Ülkelerindeki iç savaştan kaçarak, ülkemize sığınan 3,5 milyonu Suriyeli olmak üzere 4 milyona mülteci kardeşimize Sayın Cumhurbaşkanım, sizin liderliğinizde Ensar ruhuyla ev sahipliği yapıyoruz.
Eğitim, sağlık, beslenme ve barınma başta olmak üzere birçok imkânı kardeşlerimiz için seferber ettik.
Suriyeli misafirlerimizin, ülkemizde uyumlarını ve hayatlarını kolaylaştıracak hizmetlere erişimlerini sağlamak üzere, psikososyal destek hizmetlerimize kesintisiz devam ediyoruz.
Mazlumların yanında olmak kadim değerlerimizin, inanç ve kültürümüzün bir gereğidir.
Türkiye açık kapı politikasıyla tarihsel bir sorumluluk almış ve Suriyeli kardeşlerimize kendi topraklarında da yardım elini uzatmıştır.
Küresel bir sorun haline gelen, aile yapısını bozan, kadın ve çocukların mağdur edildiği terör, göç ve savaşların durdurulması için uluslararası işbirliğinin artırılmasına, kurulan mekanizmalara aksiyon kazandırılmasına ihtiyaç var.
Türkiye bu konuda da dünyaya örnek oldu ve Saygıdeğer Emine Erdoğan Hanımefendinin öncülüğünde Myanmar başta olmak üzere insanlığın gündemine taşıdı.

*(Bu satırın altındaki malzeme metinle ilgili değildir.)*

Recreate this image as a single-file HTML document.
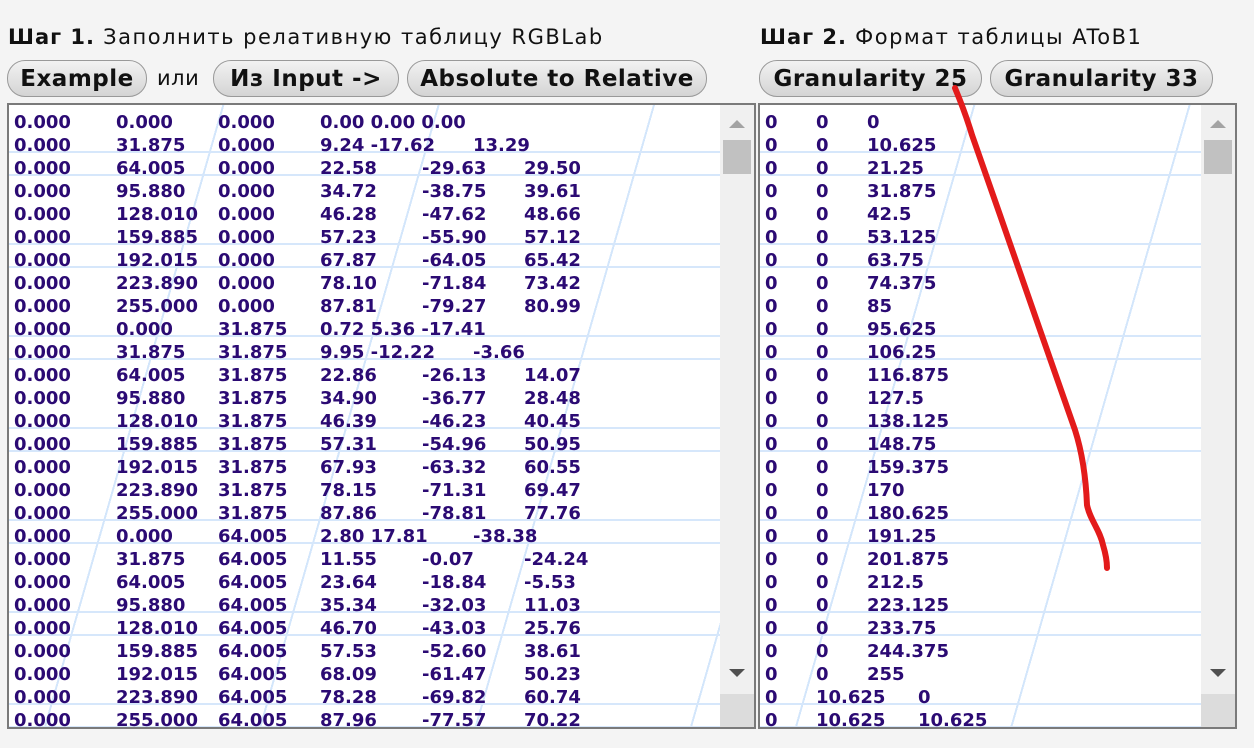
<!DOCTYPE html>
<html><head><meta charset="utf-8"><style>
body{margin:0;width:1254px;height:748px;background:#f4f4f4;font-family:"DejaVu Sans",Verdana,sans-serif;position:relative;overflow:hidden}
.h{position:absolute;top:25px;font-size:21px;letter-spacing:1.5px;color:#111;white-space:nowrap}
.h b{font-weight:bold;letter-spacing:1px}
.btn{position:absolute;top:60px;height:37px;border:1.5px solid #999;border-radius:18px;background:linear-gradient(#f2f2f2,#d4d4d4);font-weight:bold;font-size:23px;letter-spacing:0.5px;line-height:36px;text-align:center;color:#111;box-sizing:border-box;white-space:nowrap}
.ta{position:absolute;top:103px;height:626px;border:2px solid #7a7a7a;box-sizing:border-box;background:#fff;overflow:hidden}
.bg{position:absolute;left:0;top:0;right:34px;bottom:0;
background:repeating-linear-gradient(180deg,transparent 0,transparent 46px,#d6e7fb 46px,#d6e7fb 48px,transparent 48px,transparent 69px,#d6e7fb 69px,#d6e7fb 71px,transparent 71px,transparent 92px),
repeating-linear-gradient(106deg,transparent 0,transparent 205px,#d3e6fb 205px,#d3e6fb 207px);}
pre{position:absolute;left:5px;top:6px;margin:0;font-family:"DejaVu Sans",Verdana,sans-serif;font-weight:bold;font-size:18px;line-height:23px;color:#2b0a73;tab-size:51px;-moz-tab-size:51px}
.sb{position:absolute;right:0;top:0;width:34px;bottom:0;background:#f0f0f0}
.up{position:absolute;left:9px;top:15px;width:0;height:0;border-left:8px solid transparent;border-right:8px solid transparent;border-bottom:8px solid #a3a3a3}
.dn{position:absolute;left:9px;bottom:50px;width:0;height:0;border-left:8px solid transparent;border-right:8px solid transparent;border-top:8px solid #505050}
.th{position:absolute;left:3px;top:35px;width:28px;height:34px;background:#c1c1c1}
.cr{position:absolute;left:0;bottom:0;width:34px;height:33px;background:#dcdcdc}
</style></head><body>
<div class="h" style="left:8px"><b>Шаг 1.</b> Заполнить релативную таблицу RGBLab</div>
<div class="h" style="left:760px"><b>Шаг 2.</b> Формат таблицы AToB1</div>
<div class="btn" style="left:7px;width:140px">Example</div>
<div class="h" style="left:157px;top:66px;font-size:21px;letter-spacing:0.5px">или</div>
<div class="btn" style="left:213px;width:186px">Из Input -&gt;</div>
<div class="btn" style="left:407px;width:300px">Absolute to Relative</div>
<div class="btn" style="left:759px;width:223px">Granularity 25</div>
<div class="btn" style="left:990px;width:223px">Granularity 33</div>

<div class="ta" style="left:7px;width:749px"><div class="bg"></div>
<pre>0.000	0.000	0.000	0.00 0.00 0.00
0.000	31.875	0.000	9.24 -17.62	13.29
0.000	64.005	0.000	22.58	-29.63	29.50
0.000	95.880	0.000	34.72	-38.75	39.61
0.000	128.010	0.000	46.28	-47.62	48.66
0.000	159.885	0.000	57.23	-55.90	57.12
0.000	192.015	0.000	67.87	-64.05	65.42
0.000	223.890	0.000	78.10	-71.84	73.42
0.000	255.000	0.000	87.81	-79.27	80.99
0.000	0.000	31.875	0.72 5.36 -17.41
0.000	31.875	31.875	9.95 -12.22	-3.66
0.000	64.005	31.875	22.86	-26.13	14.07
0.000	95.880	31.875	34.90	-36.77	28.48
0.000	128.010	31.875	46.39	-46.23	40.45
0.000	159.885	31.875	57.31	-54.96	50.95
0.000	192.015	31.875	67.93	-63.32	60.55
0.000	223.890	31.875	78.15	-71.31	69.47
0.000	255.000	31.875	87.86	-78.81	77.76
0.000	0.000	64.005	2.80 17.81	-38.38
0.000	31.875	64.005	11.55	-0.07	-24.24
0.000	64.005	64.005	23.64	-18.84	-5.53
0.000	95.880	64.005	35.34	-32.03	11.03
0.000	128.010	64.005	46.70	-43.03	25.76
0.000	159.885	64.005	57.53	-52.60	38.61
0.000	192.015	64.005	68.09	-61.47	50.23
0.000	223.890	64.005	78.28	-69.82	60.74
0.000	255.000	64.005	87.96	-77.57	70.22</pre>
<div class="sb"><div class="up"></div><div class="th"></div><div class="dn"></div><div class="cr"></div></div></div>

<div class="ta" style="left:758px;width:479px"><div class="bg"></div>
<pre>0	0	0
0	0	10.625
0	0	21.25
0	0	31.875
0	0	42.5
0	0	53.125
0	0	63.75
0	0	74.375
0	0	85
0	0	95.625
0	0	106.25
0	0	116.875
0	0	127.5
0	0	138.125
0	0	148.75
0	0	159.375
0	0	170
0	0	180.625
0	0	191.25
0	0	201.875
0	0	212.5
0	0	223.125
0	0	233.75
0	0	244.375
0	0	255
0	10.625	0
0	10.625	10.625</pre>
<div class="sb"><div class="up"></div><div class="th"></div><div class="dn"></div><div class="cr"></div></div></div>

<svg style="position:absolute;left:0;top:0" width="1254" height="748"><path d="M955 88 C960 100 966 115 972 135 L1000 215 L1040 330 L1075 430 C1083 455 1086 480 1087 505 C1090 520 1100 530 1103 545 C1106 555 1107 562 1107 568" fill="none" stroke="#e31b1b" stroke-width="6" stroke-linecap="round"/></svg>
</body></html>
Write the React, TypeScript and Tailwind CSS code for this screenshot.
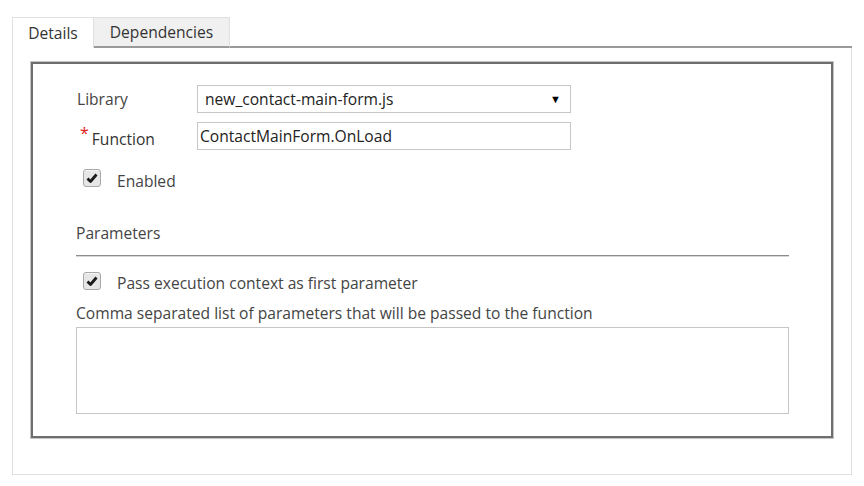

Saygıdeğer Hanımefendi hem kadın hem de bir anne duyarlılığıyla dünyanın farklı coğrafyalarından yükselen yardım çığlıklarına cevap vererek, her zaman yoksulun ve mazlumun yanında yer almakta ve dünyadaki insani trajedilere sessiz kalmamaktadır.
Kıymetli Misafirler,
Zirve boyunca yerel, bölgesel ve küresel boyutta yaşanan sorunların tespitinin yanı sıra; çözüm önerileri de geliştirici bir bakış açısının hem günümüz hem de gelecek nesiller için çok önemli olduğuna inanıyorum.
Artık tespit etmenin ötesine geçip farklı coğrafyalardan gelerek ortak değerler ve ortak hedefler doğrultusunda çözüm önerileri getirmenin, yeni strateji ve politikalar belirlemenin aile yapısının güçlendirilmesine yönelik kararlılığımızın da bir göstergesi olacaktır
Sayın Cumhurbaşkanım,
Bizi biz yapan ve davamızın liderinden siz Zat-ı Alilerinizden öğrendiğimiz en önemli değerlerden biri de vefa.
Bu minvalde Cumhurbaşkanlığı Hükümet Sisteminin ilk Aile, Çalışma ve Sosyal Hizmetler Bakanı olarak ülkemizde aileye ve sosyal politikalara dair büyük gayretler sarfeden, bu alanda değerli bir birikimin oluşmasına katkı sağlayan seleflerim Nimet Baş, Güldal Akşit, Nimet Baş, Selma Aliye Kavaf, Fatma Şahin, Ayşenur İslam, Ayşen Gürcan, Sema Ramazanoğlu ve Fatma Betül Sayan-Kaya’ya da teşekkür etmek isterim.
Kadın ve aile konusundaki hassasiyetlerinden dolayı Sayın Cumhurbaşkanımıza ve Kıymetli Hanımefendiye şahsım ve milletim adına bir kaz daha huzurlarınızda şükranlarımı sunuyorum.
Güçlü ailelerle güçlü Türkiye’ye ulaşacağımız inancıyla sizleri bir kez daha sevgi, saygı ve hürmetle selamlıyorum.